В РАППе было немало талантливых людей, и пролетарская литература в лучших своих произведениях следовала не налитпостовским схемам, а жизни и ее революционной логике. Это глубокое чувство действительности особенно ярко проявляло себя в произведениях и устных выступлениях А.Фадеева, часто приезжавшего в Ленинград и выступавшего на собраниях ЛАППа.

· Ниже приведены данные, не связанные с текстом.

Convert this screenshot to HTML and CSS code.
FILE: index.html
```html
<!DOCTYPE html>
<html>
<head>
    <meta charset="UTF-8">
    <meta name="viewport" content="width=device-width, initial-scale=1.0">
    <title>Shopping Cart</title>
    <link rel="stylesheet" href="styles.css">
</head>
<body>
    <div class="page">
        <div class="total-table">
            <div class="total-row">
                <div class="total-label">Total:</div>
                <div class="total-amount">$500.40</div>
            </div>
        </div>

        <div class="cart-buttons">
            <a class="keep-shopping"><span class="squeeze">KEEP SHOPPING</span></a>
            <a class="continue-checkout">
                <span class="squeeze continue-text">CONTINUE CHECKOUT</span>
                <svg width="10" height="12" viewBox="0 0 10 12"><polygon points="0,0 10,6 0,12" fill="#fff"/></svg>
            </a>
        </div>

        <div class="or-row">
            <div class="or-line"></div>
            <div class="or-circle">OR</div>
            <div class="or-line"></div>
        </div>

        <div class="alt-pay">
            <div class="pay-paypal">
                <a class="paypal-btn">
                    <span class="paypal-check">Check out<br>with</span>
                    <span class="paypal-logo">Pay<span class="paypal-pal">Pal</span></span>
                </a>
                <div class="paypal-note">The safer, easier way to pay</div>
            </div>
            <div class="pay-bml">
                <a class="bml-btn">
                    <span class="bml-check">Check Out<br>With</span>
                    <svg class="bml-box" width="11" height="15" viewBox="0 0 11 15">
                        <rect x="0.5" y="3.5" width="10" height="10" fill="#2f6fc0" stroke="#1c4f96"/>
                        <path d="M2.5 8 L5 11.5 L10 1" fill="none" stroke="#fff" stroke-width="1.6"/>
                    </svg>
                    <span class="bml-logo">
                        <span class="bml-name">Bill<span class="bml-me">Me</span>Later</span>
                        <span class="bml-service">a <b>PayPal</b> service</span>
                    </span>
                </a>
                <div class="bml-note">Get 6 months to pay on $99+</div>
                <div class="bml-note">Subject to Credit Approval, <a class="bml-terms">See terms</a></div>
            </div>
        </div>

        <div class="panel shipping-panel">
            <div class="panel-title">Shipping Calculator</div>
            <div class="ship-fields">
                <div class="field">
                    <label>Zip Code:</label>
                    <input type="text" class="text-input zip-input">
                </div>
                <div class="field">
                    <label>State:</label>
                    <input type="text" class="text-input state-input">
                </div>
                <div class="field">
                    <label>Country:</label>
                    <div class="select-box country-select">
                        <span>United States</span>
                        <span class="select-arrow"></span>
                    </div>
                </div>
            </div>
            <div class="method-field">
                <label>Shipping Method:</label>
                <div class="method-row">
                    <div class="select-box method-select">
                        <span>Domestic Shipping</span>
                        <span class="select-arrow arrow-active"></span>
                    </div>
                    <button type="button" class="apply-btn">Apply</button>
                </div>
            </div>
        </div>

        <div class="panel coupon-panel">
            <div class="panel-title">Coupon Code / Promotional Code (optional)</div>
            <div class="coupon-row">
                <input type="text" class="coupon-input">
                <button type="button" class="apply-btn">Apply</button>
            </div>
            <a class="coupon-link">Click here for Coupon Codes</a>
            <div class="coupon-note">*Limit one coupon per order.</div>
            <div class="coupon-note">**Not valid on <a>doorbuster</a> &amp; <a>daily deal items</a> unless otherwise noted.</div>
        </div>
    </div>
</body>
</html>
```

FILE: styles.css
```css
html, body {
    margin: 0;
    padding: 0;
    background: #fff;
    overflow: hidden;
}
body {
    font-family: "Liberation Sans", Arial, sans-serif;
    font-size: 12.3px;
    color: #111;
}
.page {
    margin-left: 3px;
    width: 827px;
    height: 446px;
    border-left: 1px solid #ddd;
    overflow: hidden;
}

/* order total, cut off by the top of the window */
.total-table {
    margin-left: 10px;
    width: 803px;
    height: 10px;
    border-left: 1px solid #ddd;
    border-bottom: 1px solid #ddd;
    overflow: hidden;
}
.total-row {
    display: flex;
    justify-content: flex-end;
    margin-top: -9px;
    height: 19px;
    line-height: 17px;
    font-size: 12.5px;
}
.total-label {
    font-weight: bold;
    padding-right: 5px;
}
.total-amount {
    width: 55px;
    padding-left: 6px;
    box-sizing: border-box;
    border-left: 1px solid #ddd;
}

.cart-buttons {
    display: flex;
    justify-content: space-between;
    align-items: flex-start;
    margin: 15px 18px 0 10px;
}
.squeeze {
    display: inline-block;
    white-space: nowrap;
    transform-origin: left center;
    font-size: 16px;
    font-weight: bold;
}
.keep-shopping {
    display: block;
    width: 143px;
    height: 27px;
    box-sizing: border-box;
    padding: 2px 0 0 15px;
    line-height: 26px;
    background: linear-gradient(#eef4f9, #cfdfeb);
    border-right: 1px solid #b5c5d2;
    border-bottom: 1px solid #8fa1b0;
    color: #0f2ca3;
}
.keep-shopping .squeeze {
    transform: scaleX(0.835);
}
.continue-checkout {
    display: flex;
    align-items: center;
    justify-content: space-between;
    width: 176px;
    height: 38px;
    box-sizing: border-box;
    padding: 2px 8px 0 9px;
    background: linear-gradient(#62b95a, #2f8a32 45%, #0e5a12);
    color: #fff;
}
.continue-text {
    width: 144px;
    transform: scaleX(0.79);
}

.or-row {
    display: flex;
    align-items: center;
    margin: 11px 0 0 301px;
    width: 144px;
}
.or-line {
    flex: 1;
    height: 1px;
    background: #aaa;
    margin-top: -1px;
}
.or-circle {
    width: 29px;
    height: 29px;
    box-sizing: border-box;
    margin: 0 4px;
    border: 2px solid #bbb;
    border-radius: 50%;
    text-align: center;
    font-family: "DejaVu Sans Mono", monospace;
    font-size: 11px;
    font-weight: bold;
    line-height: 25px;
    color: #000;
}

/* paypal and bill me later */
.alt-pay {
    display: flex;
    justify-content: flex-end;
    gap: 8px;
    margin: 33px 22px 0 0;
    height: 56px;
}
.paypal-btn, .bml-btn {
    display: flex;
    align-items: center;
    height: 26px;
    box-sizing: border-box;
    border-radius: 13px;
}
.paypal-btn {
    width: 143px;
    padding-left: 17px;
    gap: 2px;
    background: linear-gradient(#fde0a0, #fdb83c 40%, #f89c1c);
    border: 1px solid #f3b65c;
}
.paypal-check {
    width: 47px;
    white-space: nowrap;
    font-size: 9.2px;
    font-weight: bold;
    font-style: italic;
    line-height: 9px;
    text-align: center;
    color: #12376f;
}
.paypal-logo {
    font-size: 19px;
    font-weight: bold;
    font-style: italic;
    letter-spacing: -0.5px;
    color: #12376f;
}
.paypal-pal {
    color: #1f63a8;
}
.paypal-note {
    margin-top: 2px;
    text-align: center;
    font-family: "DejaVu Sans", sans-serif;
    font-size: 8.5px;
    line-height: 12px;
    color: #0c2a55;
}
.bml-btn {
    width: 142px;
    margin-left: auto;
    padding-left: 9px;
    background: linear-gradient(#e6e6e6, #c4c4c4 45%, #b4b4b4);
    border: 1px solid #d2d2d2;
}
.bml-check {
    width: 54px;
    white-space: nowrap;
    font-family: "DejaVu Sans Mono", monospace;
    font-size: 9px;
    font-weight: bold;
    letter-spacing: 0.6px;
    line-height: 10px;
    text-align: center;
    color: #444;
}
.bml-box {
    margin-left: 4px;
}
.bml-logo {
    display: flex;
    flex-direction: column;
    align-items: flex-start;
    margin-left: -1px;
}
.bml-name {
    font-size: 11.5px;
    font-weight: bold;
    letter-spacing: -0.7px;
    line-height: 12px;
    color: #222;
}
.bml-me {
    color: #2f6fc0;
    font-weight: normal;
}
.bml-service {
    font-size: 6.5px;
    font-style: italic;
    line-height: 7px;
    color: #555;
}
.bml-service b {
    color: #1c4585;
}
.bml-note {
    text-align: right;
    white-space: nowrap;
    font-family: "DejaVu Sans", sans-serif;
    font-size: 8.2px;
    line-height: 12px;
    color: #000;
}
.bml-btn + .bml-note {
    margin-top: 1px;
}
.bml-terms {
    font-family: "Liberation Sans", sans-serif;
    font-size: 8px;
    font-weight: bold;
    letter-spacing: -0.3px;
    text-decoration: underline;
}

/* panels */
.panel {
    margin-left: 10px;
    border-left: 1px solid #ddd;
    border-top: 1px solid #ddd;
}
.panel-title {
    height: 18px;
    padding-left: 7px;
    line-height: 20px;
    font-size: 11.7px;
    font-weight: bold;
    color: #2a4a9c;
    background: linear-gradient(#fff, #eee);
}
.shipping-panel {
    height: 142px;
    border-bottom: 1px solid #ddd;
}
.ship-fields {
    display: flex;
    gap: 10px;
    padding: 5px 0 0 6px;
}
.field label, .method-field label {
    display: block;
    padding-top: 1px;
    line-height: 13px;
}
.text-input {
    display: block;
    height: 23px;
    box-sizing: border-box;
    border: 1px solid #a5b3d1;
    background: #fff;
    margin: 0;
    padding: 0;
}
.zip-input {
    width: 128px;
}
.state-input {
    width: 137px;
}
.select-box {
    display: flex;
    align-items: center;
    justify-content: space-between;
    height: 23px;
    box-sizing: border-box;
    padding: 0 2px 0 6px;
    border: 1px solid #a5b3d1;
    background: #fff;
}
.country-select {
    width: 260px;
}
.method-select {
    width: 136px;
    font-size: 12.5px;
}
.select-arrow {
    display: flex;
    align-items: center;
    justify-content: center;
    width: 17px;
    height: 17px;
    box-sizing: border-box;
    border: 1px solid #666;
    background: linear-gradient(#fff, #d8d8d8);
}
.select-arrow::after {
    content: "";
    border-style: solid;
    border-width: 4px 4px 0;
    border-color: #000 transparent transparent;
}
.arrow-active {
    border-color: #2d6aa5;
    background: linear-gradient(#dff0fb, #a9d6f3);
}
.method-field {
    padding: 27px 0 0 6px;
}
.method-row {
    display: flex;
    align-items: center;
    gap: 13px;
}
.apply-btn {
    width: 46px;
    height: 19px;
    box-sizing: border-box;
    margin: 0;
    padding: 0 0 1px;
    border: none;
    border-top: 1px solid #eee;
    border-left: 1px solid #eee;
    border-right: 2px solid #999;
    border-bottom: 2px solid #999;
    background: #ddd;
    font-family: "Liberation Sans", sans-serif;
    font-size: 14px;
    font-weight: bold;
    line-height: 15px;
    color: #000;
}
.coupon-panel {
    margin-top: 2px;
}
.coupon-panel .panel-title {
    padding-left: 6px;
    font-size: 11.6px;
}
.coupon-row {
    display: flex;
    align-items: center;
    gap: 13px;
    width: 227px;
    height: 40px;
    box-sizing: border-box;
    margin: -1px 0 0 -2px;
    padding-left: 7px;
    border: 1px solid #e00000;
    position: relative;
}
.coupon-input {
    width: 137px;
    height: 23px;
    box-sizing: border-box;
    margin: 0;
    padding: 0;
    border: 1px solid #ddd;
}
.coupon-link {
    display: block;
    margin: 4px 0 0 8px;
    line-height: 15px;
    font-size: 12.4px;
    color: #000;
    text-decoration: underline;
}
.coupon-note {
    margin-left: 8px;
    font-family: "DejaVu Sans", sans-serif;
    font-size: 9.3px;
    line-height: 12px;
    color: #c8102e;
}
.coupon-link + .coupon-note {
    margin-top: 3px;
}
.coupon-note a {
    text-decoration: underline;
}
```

Среди ленинградских поэтов, членов ЛАППа, уже тогда выделялся Александр Прокофьев. Я впервые увидел его на собрании группы "Смена", куда он пришел читать стихи. Он вдруг заговорил, и вместе с ним заговорила Ладога, заговорили поля, сады и деревенские избы. Я до того никогда не слыхал таких живописных стихов, где каждое слово было рисунком, узором и краской. Прокофьев брал свои слова не из книг и газет, а прямо из живой, говорящей стихии, из уст народа. Он видел мир глазами деревенского парня, прошедшего через революцию и гражданскую войну, и писал обо всем, что пережил и знал, с огромной лирической силой. Его лирика поражала емкостью, самобытностью и резко отличалась от художественной лирики поэтов, перепевавших либо Гумилева, либо Блока.

Говорю обо всем этом бегло. Я не ставлю своей целью дать широкую картину литературной жизни Ленинграда двадцатых годов. Это зарисовки отдельных эпизодов и лиц, - лиц, близких мне и моим товарищам по литературной группе "Смена", в которой мы начинали свое приобщение к советской литературе.

Литературная группа "Смена", хотя и входила в РАПП, жила подлинной, не обуженной и не препарированной литературной жизнью. Ее члены писали, спорили, мало интересуясь рапповской и налитпостовской схоластикой. Из большинства их вышли настоящие прозаики и поэты.

Борис Корнилов был самым ярким из всей группы. Его голосом разговаривало с читателем время, разговаривал комсомол, словно этот окончивший деревенскую школу паренек вобрал в себя и окрасил собой все, что так легко и непринужденно ложилось в его строки и строфы.